• Job: Exactly the lines from the one with "Emit a component" through the one with "const BLOCKS = 8;" should be returned, both ends included and nothing else. Omit any pictures.

◇ ◇ ◇

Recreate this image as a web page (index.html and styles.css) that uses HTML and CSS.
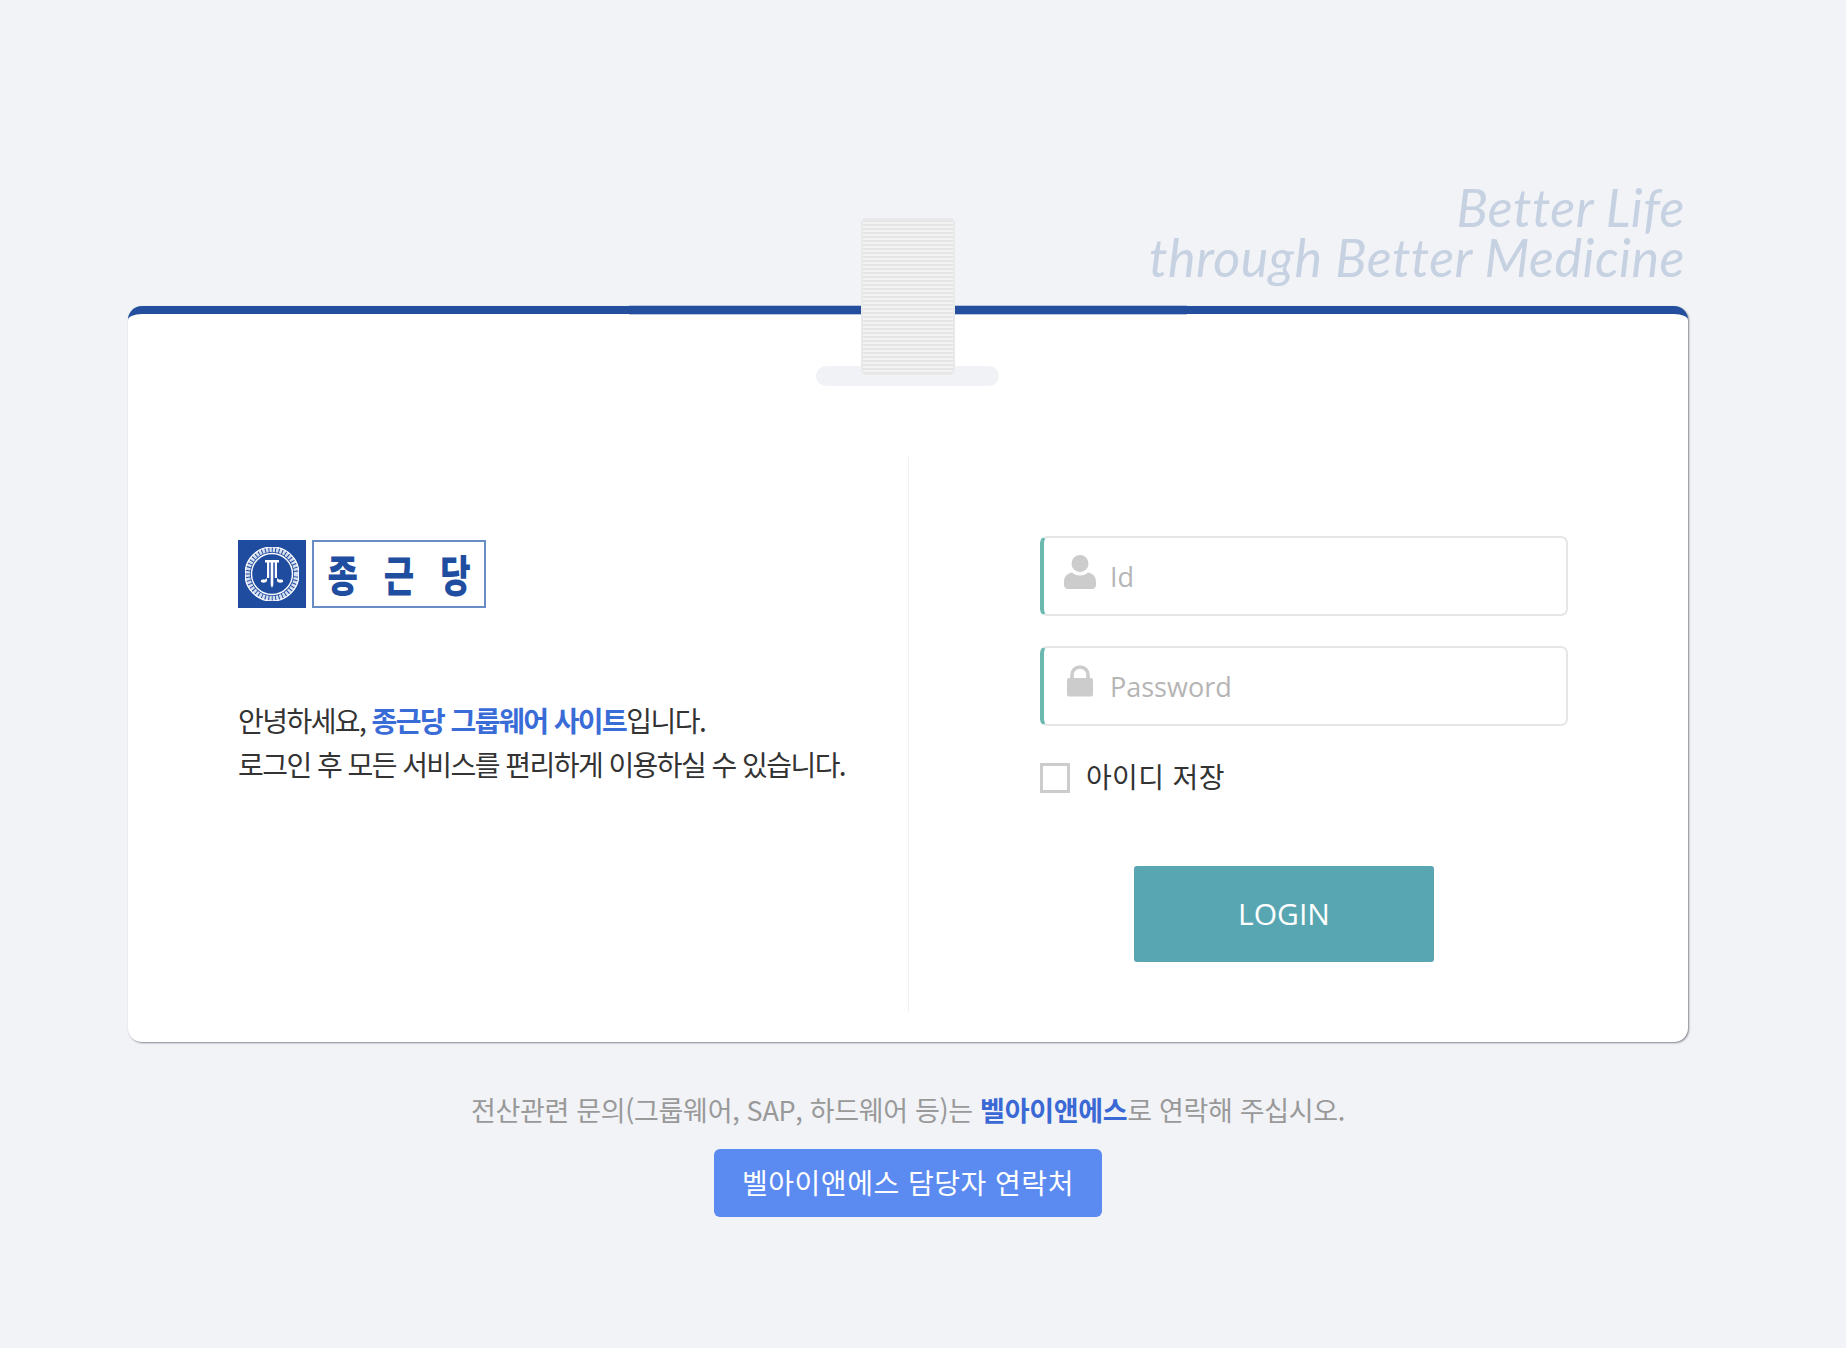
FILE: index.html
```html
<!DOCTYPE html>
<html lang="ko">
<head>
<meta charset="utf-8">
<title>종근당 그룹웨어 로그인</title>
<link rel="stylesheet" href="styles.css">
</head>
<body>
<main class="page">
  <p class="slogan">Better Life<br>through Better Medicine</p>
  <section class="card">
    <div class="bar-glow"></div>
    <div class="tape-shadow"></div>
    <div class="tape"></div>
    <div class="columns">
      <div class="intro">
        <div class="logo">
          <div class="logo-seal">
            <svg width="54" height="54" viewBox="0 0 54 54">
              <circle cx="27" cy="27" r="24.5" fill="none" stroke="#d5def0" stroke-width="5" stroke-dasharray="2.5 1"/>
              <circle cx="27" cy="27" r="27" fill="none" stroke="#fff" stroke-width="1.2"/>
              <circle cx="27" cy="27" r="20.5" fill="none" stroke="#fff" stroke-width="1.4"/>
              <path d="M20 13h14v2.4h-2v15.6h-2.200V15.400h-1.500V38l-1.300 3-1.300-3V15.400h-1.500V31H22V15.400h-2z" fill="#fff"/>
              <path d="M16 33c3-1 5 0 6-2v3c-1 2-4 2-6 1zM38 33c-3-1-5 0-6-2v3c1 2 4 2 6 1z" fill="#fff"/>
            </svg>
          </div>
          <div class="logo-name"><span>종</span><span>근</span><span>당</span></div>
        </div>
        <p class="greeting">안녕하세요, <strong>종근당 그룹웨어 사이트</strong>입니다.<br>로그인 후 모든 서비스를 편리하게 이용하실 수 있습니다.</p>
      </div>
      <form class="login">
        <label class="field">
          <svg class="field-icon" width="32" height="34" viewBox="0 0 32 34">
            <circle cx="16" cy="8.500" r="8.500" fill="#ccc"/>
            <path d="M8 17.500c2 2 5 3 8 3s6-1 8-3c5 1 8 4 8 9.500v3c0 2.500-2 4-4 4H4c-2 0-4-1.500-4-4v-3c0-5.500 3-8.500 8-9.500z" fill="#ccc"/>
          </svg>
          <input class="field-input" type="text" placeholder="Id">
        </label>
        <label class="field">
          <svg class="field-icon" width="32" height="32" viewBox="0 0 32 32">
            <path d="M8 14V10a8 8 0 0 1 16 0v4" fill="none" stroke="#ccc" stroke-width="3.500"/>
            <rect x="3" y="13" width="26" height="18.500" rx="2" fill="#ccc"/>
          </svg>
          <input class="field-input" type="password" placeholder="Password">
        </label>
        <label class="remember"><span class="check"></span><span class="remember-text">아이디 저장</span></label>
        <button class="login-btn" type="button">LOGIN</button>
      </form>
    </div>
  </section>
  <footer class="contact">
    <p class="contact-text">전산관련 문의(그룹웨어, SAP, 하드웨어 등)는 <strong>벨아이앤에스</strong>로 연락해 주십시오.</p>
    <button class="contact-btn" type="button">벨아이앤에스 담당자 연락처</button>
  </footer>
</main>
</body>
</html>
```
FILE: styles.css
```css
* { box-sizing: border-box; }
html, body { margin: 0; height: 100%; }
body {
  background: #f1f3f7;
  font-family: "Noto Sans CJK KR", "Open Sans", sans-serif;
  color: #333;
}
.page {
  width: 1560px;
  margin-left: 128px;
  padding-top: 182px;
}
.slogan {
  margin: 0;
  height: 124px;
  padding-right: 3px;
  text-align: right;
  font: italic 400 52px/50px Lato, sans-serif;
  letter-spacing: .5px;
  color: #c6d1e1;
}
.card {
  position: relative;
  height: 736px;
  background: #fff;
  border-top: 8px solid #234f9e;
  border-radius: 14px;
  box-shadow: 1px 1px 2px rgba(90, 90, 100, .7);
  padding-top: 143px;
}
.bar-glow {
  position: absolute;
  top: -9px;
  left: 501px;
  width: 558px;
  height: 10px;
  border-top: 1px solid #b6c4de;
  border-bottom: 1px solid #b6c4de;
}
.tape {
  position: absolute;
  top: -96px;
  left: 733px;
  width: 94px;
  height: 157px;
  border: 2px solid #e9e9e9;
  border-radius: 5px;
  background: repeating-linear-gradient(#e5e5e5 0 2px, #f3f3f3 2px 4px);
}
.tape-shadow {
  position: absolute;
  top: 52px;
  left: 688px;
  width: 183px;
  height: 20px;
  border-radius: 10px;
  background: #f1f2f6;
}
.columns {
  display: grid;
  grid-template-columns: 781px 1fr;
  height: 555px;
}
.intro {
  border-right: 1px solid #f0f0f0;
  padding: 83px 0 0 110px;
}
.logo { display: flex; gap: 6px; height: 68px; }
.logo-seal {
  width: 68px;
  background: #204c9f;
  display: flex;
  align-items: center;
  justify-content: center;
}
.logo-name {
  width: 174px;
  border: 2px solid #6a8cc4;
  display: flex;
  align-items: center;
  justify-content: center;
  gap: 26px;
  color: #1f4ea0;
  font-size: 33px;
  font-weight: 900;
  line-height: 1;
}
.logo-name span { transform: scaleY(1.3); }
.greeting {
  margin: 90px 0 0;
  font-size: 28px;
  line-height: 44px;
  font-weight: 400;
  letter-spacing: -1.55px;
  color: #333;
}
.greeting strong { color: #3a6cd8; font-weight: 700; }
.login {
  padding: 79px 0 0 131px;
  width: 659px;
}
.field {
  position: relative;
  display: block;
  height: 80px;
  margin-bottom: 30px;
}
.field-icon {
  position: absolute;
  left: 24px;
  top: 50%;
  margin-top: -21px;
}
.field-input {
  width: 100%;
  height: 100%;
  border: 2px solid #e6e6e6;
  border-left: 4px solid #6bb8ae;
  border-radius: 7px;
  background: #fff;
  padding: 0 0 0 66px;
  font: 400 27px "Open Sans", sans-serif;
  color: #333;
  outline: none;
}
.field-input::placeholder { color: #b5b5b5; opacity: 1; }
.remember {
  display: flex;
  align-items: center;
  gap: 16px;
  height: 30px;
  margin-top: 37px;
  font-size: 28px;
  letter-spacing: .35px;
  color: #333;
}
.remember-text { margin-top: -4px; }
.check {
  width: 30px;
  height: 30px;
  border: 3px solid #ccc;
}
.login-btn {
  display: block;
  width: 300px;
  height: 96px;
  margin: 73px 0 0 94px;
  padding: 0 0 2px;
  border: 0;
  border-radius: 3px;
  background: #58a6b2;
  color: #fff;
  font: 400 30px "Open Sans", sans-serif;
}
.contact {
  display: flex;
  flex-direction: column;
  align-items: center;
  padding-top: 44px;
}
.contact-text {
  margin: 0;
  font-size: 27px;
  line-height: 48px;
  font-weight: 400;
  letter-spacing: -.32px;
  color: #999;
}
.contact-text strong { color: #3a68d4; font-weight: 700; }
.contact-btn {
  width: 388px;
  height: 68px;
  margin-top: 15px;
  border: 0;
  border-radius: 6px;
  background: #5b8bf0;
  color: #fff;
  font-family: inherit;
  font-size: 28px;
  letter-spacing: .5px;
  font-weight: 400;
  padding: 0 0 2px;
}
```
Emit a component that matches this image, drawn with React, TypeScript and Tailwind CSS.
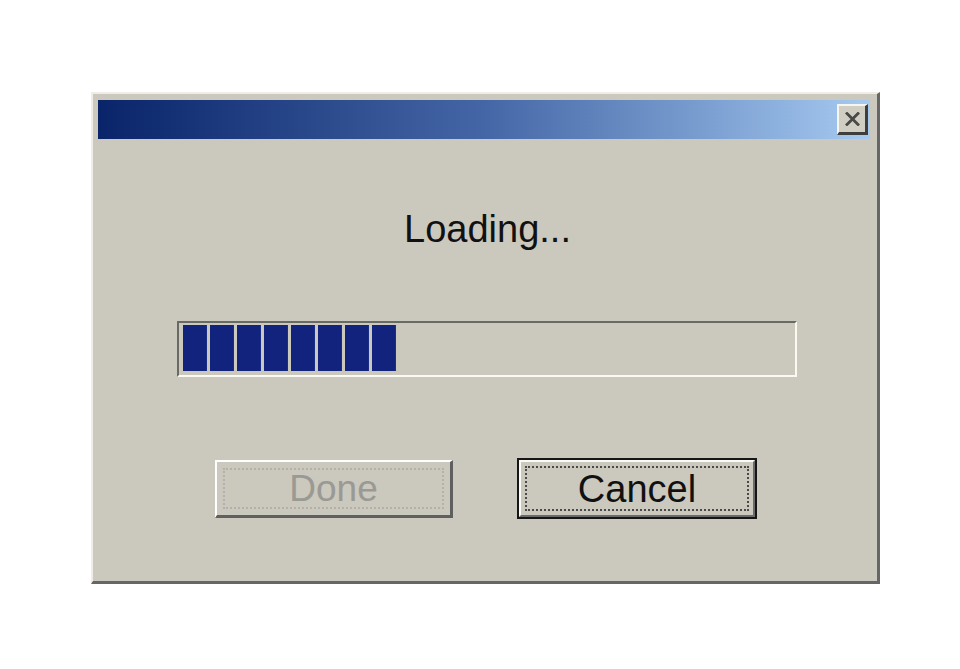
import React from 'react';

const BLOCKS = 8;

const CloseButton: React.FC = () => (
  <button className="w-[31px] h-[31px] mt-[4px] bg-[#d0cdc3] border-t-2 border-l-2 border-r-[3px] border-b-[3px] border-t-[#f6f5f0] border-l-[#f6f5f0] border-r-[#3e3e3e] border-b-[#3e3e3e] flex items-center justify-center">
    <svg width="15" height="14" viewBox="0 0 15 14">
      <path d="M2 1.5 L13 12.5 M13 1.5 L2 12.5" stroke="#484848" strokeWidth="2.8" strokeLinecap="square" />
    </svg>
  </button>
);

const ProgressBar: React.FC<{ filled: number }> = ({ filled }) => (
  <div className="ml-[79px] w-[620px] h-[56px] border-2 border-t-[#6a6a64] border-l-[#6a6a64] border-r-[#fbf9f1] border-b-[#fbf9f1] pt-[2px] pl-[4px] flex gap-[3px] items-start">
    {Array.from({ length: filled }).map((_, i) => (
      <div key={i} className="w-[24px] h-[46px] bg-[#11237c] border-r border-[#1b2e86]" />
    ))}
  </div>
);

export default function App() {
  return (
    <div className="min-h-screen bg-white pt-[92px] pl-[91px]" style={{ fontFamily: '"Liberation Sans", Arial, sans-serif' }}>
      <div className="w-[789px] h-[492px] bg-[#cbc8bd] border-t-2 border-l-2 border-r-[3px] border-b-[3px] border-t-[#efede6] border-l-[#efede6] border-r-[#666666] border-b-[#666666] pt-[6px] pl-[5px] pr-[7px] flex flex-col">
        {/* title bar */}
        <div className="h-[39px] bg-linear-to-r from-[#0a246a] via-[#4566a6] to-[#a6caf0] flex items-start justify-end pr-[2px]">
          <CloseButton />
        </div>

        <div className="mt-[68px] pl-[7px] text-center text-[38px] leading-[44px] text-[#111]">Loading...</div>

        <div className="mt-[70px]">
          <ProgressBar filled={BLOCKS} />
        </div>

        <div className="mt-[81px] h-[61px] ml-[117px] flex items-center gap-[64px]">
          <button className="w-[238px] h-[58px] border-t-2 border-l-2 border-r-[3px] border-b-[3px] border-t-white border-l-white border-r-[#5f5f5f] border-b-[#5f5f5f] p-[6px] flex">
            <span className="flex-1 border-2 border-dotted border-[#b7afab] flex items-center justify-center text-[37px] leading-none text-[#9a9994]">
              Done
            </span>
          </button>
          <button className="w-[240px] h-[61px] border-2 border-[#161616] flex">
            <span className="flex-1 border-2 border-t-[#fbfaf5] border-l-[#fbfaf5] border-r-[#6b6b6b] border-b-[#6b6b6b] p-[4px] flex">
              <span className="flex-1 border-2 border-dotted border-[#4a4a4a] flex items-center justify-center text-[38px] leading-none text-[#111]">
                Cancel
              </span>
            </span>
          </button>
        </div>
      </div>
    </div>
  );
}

◇ ◇ ◇

• Solved exercise:
Emit a component that matches this image, drawn with React, TypeScript and Tailwind CSS.
import React from 'react';

const BLOCKS = 8;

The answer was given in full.